--- begin ---
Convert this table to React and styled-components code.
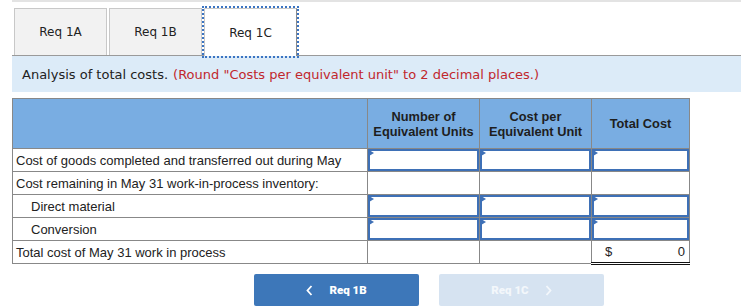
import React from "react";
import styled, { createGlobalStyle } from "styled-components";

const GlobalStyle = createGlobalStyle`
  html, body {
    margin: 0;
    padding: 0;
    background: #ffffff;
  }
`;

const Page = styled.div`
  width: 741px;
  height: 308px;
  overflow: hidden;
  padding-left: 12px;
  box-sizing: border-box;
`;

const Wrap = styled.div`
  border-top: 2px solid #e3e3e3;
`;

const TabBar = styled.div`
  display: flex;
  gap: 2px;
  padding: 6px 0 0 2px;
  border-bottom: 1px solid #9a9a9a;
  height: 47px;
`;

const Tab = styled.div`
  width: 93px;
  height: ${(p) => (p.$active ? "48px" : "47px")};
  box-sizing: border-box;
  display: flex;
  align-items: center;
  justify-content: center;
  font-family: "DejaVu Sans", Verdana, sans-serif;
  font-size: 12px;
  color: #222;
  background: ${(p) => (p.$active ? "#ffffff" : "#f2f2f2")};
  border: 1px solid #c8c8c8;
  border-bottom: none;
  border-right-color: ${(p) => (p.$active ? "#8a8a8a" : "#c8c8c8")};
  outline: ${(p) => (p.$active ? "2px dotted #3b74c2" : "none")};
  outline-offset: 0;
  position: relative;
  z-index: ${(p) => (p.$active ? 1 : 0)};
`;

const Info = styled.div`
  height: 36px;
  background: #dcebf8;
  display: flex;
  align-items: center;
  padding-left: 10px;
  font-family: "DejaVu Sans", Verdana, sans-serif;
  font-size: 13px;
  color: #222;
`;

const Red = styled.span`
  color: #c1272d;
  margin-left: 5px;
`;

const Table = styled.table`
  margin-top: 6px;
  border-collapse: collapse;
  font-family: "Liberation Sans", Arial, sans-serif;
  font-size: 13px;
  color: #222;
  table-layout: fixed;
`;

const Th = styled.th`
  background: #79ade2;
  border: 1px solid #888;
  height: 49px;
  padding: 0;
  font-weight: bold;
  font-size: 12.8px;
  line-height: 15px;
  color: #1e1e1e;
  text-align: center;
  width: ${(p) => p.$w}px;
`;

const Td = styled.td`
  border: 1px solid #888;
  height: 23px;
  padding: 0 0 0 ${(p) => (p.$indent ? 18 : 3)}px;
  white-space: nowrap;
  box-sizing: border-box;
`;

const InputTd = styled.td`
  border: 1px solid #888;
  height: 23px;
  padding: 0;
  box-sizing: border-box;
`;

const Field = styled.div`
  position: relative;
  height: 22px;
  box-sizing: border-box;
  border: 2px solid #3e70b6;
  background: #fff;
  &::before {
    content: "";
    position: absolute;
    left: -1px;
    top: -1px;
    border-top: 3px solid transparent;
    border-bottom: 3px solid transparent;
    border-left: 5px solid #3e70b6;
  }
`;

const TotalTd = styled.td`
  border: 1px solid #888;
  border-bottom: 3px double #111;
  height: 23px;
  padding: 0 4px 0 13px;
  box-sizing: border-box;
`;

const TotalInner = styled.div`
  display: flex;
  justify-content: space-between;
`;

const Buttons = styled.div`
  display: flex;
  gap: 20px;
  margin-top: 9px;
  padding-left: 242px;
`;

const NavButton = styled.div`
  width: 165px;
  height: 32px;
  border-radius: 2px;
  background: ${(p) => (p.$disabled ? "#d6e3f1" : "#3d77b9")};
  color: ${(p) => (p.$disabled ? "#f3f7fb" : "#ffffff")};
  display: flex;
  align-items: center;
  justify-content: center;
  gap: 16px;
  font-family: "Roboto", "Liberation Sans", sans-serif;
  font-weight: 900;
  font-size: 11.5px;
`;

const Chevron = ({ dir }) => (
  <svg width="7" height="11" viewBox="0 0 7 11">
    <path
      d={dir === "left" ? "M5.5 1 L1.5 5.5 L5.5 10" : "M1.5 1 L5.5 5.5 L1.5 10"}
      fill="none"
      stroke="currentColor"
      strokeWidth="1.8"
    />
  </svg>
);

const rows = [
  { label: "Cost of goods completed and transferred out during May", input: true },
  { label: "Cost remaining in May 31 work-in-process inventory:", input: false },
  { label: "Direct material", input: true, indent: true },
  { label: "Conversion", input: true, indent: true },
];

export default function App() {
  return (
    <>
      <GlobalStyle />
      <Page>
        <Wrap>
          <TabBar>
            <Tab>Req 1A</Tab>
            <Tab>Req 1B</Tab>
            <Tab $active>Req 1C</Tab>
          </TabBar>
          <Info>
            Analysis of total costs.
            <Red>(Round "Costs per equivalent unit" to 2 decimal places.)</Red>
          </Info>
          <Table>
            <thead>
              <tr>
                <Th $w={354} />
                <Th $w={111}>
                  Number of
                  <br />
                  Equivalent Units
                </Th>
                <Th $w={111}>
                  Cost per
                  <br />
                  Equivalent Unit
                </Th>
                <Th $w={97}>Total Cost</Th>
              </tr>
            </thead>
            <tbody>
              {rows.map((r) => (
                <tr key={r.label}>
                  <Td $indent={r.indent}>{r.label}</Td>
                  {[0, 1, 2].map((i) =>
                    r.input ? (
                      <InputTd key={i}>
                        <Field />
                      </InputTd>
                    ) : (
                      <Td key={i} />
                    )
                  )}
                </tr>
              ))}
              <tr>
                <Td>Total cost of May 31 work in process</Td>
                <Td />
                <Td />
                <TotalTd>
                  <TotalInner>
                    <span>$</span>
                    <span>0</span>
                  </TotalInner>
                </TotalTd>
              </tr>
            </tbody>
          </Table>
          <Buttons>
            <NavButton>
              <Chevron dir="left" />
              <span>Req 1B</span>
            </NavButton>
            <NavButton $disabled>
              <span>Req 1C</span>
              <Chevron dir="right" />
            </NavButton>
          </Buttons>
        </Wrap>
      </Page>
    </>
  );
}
--- end ---
--- begin ---
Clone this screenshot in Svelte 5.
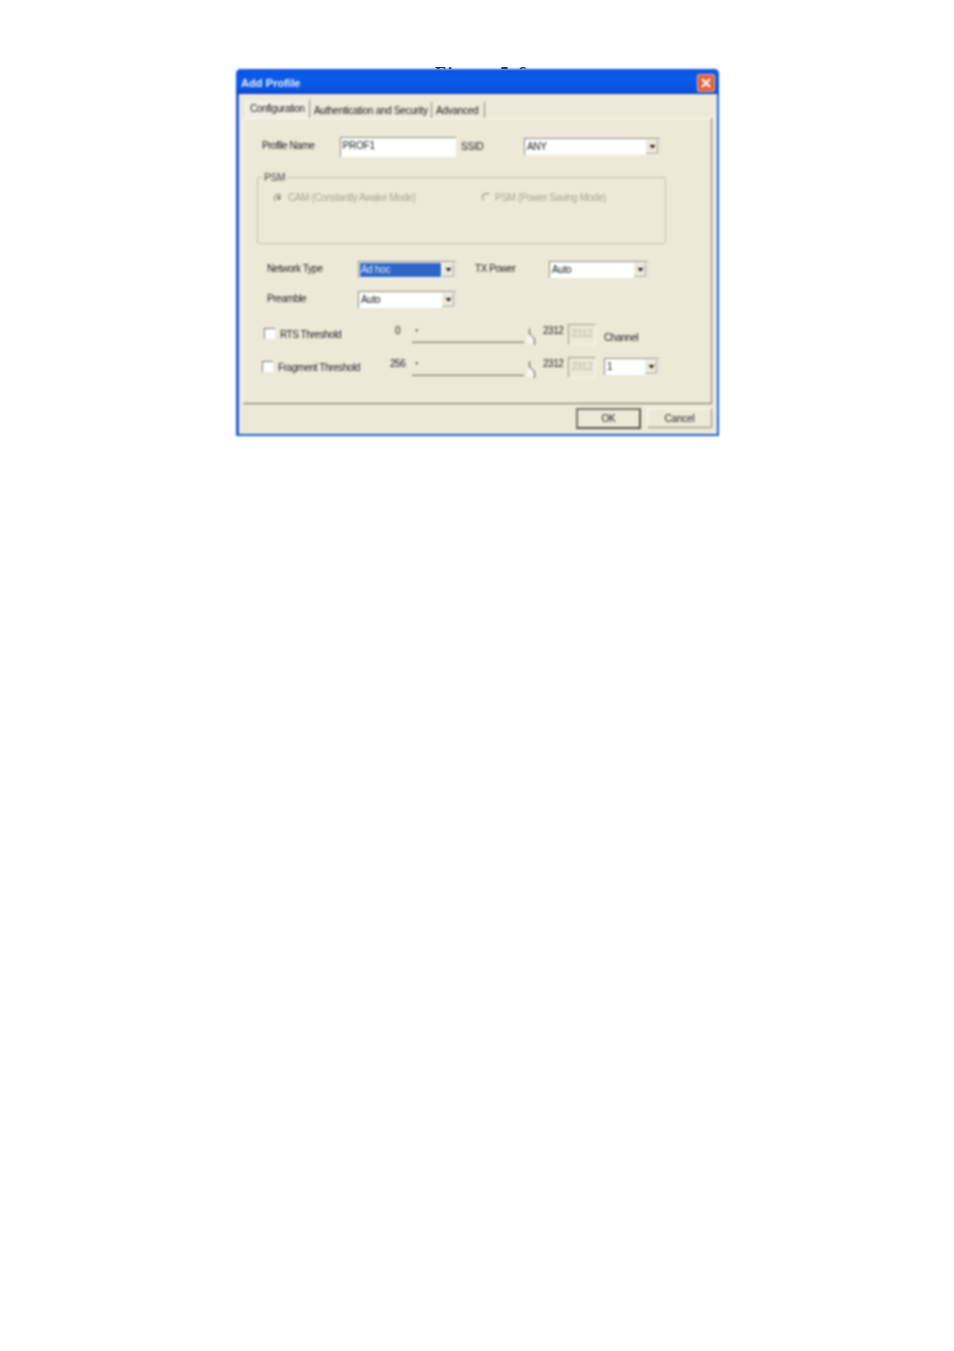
--- end ---
* [GIVEN INSTRUCTION]: In the listing, find each line with the string "React" and copy it.

* [THE ANSWER]:
Convert this table to React and styled-components code.
import React from "react";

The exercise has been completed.